I spend too much time on a little device, fat-finger typing character-limited essays that exist at the algorithmic whims of Instagram. Why? We say the people we want to reach are there. I wonder if that is the reason I do not write much, here, any longer. 

A writer I met at MacDowell (formerly Colony) encouraged me to start a blog —in 2007. It was the thing, a new frontier of communicating directly with people. For a few months I struggled to begin; what will I say, how will I say it. By October, however, I finally etched a few words onto the ephemeral pages of the Web. Those words can still be found with a little exertion on the part of the reader, but I won't point to them. Frankly, they're embarrassing.
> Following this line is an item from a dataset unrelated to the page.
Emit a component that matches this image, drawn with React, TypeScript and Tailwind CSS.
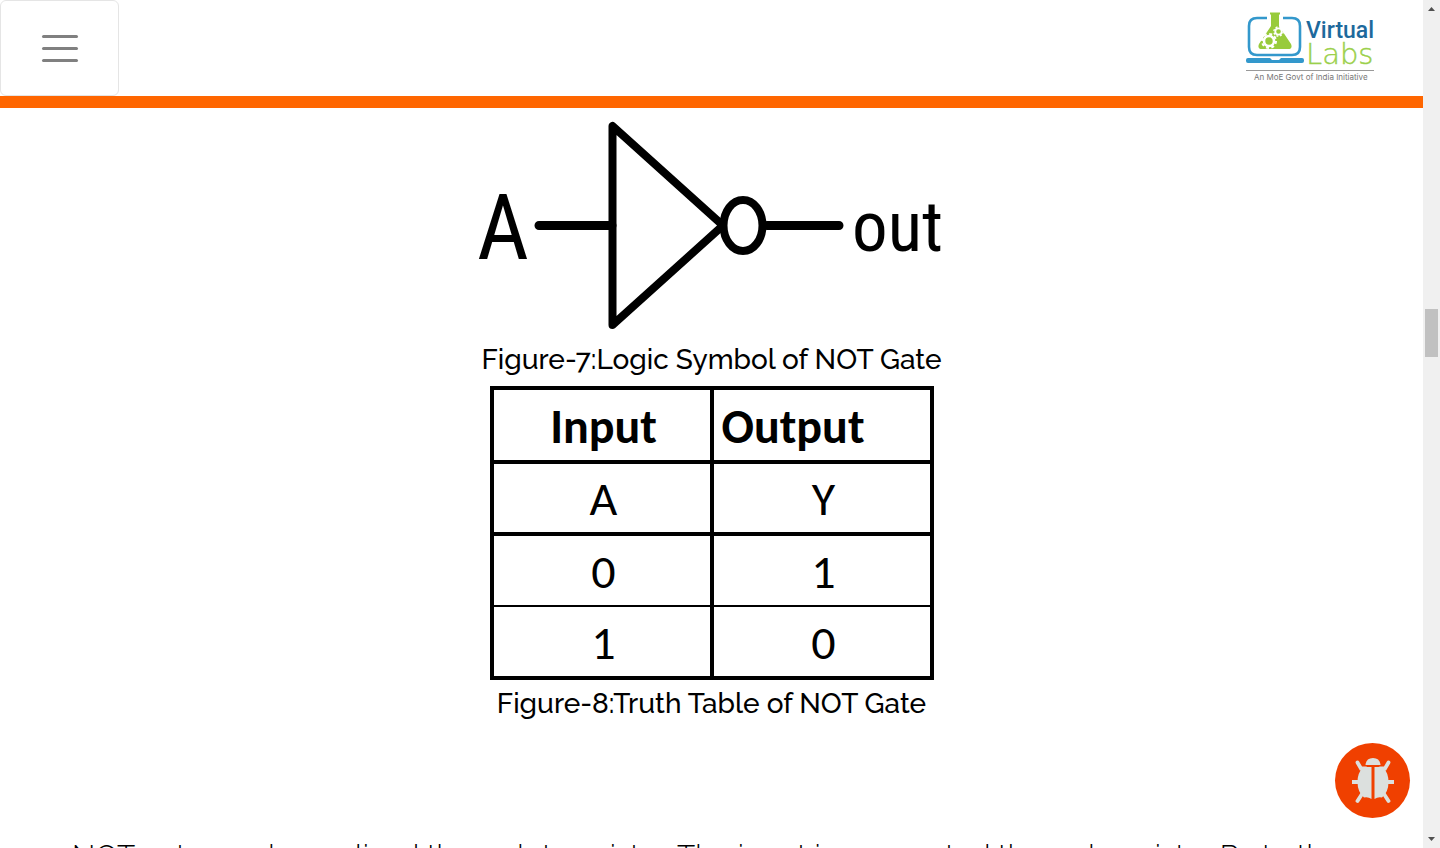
const rows = [
  { input: "A", output: "Y", line: "border-b-4" },
  { input: "0", output: "1", line: "border-b-2" },
  { input: "1", output: "0", line: "" },
];

function Logo() {
  return (
    <svg viewBox="0 0 130 72" className="h-[72px] w-[130px]" role="img" aria-label="Virtual Labs">
      <path d="M21 6H11Q3 6 3 14V35Q3 43 11 43H46Q54 43 54 35V14Q54 6 46 6H37" fill="none" stroke="#3398cc" strokeWidth="2.600" />
      <path d="M2 46H24L26 48H33L35 46H56Q58 46 58 48V49Q58 51 56 51H2Q0 51 0 49V48Q0 46 2 46Z" fill="#3398cc" />
      <path d="M24 0.500H34V2.500H33V14L45 32Q47 37 42 37H16Q11 37 13 32L25 14V2.500H24Z" fill="#98cb3b" />
      <circle cx="23" cy="29" r="5" fill="none" stroke="#fff" strokeWidth="2.600" />
      <circle cx="23" cy="29" r="7" fill="none" stroke="#fff" strokeWidth="2" strokeDasharray="3 2.500" />
      <circle cx="32.500" cy="19.500" r="3.200" fill="none" stroke="#fff" strokeWidth="1.800" />
      <circle cx="32.500" cy="19.500" r="4.600" fill="none" stroke="#fff" strokeWidth="1.400" strokeDasharray="2 1.610" />
      <text x="60" y="26" fontFamily="Roboto, sans-serif" fontSize="23" fontWeight="500" fill="#1d699c">Virtual</text>
      <text x="60" y="52" fontFamily="DejaVu Sans, sans-serif" fontSize="29" fontWeight="200" fill="#9bd04a" stroke="#9bd04a" strokeWidth="0.400">Labs</text>
      <path d="M0 58.500H128" stroke="#999" />
      <text x="8" y="68" fontFamily="Inter, sans-serif" fontSize="8" fill="#777">An MoE Govt of India Initiative</text>
    </svg>
  );
}

function NotGate() {
  return (
    <svg viewBox="0 0 470 220" className="h-[220px] w-[470px]" role="img" aria-label="NOT gate with input A and output out">
      <g fill="none" stroke="#000" strokeLinecap="round" strokeLinejoin="round">
        <path d="M62 109.500H135M290 109.500H362" strokeWidth="9" />
        <path d="M135.500 10V209L246 109.500Z" strokeWidth="8" />
        <ellipse cx="266" cy="109.500" rx="19.500" ry="25.500" strokeWidth="8" fill="#fff" />
      </g>
      <text x="0" y="143" fontFamily="Roboto Condensed, DejaVu Sans Condensed, sans-serif" fontSize="90">A</text>
      <text x="375" y="135" fontFamily="Roboto Condensed, DejaVu Sans Condensed, sans-serif" fontSize="71">out</text>
    </svg>
  );
}

function Bug() {
  return (
    <svg viewBox="15 13 75 75" className="size-full" aria-hidden="true">
      <path d="M45.500 35Q46 28 53 28T60.500 35Z" fill="#dce0de" />
      <path d="M51.500 37V69Q48 66.500 44 67.500Q37.500 62 37.500 52Q37.500 43 43 37Z" fill="#dce0de" />
      <path d="M54.500 37V69Q58 66.500 62 67.500Q68.500 62 68.500 52Q68.500 43 63 37Z" fill="#dce0de" />
      <path d="M37.500 32.500L41 38.500H46M68.500 32.500L65 38.500H60M37.500 71L42 64M68.500 71L64 64" fill="none" stroke="#dce0de" strokeWidth="3.800" strokeLinecap="round" />
      <path d="M32 52H39M67 52H74" stroke="#dce0de" strokeWidth="3.800" />
    </svg>
  );
}

export default function App() {
  return (
    <div className="flex h-screen overflow-hidden bg-white text-black">
      <div className="relative flex min-w-0 flex-1 flex-col">
        <header className="flex h-[108px] shrink-0 items-start justify-between border-b-[12px] border-[#ff6600] pr-[47px]">
          <button type="button" aria-label="Toggle navigation" className="flex h-24 w-[119px] flex-col items-center justify-center gap-[9px] rounded-md border border-[#e5e5e5]">
            <span className="h-[3px] w-9 rounded-full bg-[#808080]" />
            <span className="h-[3px] w-9 rounded-full bg-[#808080]" />
            <span className="h-[3px] w-9 rounded-full bg-[#808080]" />
          </button>
          <a href="#home" className="mt-3 block">
            <Logo />
          </a>
        </header>
        <main className="flex min-h-0 flex-1 flex-col items-center overflow-hidden pt-2 font-[Raleway,Lato,sans-serif] text-[30px] leading-9">
          <figure className="flex flex-col items-center">
            <NotGate />
            <figcaption className="mt-1.5 text-[28px] font-medium">Figure-7:Logic Symbol of NOT Gate</figcaption>
          </figure>
          <figure className="mt-2 flex flex-col items-center">
            <table className="w-[444px] table-fixed border-collapse border-4 border-black text-center font-[Carlito,'Open_Sans',sans-serif] text-[48px] leading-none">
              <thead>
                <tr className="h-[74px] border-b-4 border-black">
                  <th className="border-r-4 border-black p-0 pt-1 pl-1 font-bold">Input</th>
                  <th className="p-0 pt-1 pl-2 text-left font-bold">Output</th>
                </tr>
              </thead>
              <tbody>
                {rows.map((row) => (
                  <tr key={row.input} className={`h-[72px] border-black ${row.line}`}>
                    <td className="border-r-4 border-black p-0 pt-0.5 pl-1">{row.input}</td>
                    <td className="p-0 pt-0.5 pl-1">{row.output}</td>
                  </tr>
                ))}
              </tbody>
            </table>
            <figcaption className="mt-1.5 text-[28px] font-medium">Figure-8:Truth Table of NOT Gate</figcaption>
          </figure>
          <p className="mt-[116px] w-full shrink-0 px-[72px] font-light">
            NOT gate can be realized through transistor. The input is connected through resistor R2 to the
          </p>
        </main>
        <button type="button" aria-label="Report a bug" className="absolute right-[13px] bottom-[30px] size-[75px] rounded-full bg-[#f04000]">
          <Bug />
        </button>
      </div>
      <div className="flex w-[17px] shrink-0 flex-col items-center bg-[#f0f0f0]" aria-hidden="true">
        <svg viewBox="0 0 17 17" className="size-[17px]"><path d="M5 11L8.500 7L12 11Z" fill="#505050" /></svg>
        <div className="mt-[292px] h-12 w-[13px] bg-[#c1c1c1]" />
        <svg viewBox="0 0 17 17" className="mt-auto size-[17px]"><path d="M5 6L8.500 10L12 6Z" fill="#505050" /></svg>
      </div>
    </div>
  );
}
A decade later, after chronicling so many activities and events, what I had to say had changed, the form those words took had changed, and I believe I became a better writer and, maybe more importantly, a better editor. The effort became less about chronicling and, I think, more about synthesis and more about connecting the visual arts, my visual practices, to broader cultural themes and questions. The writing became a way to pull it all together.

By the time I was running my native plant nursery, Shelterwood, I had little interest in journaling the effort. Much older now, close to 20 years after initiating this blog, I question how I became who I am, what had motivated me toward this self. This has led, among other creative endeavors, to writing privately. And this private activity was effortless, at first, until it became a lengthy bit of writing. I understand its form, in totality, but within that recognizable form is a palimpsest of words that is hard to unravel —a tangled mass of strands that needs to be pulled apart. 

Living in the mountains of Colorado, the spouse of an artistic director at a well-known arts center, wondering what's next, with a few projects on the table that I wish to complete and want to avoid, simultaneously. This is where I am.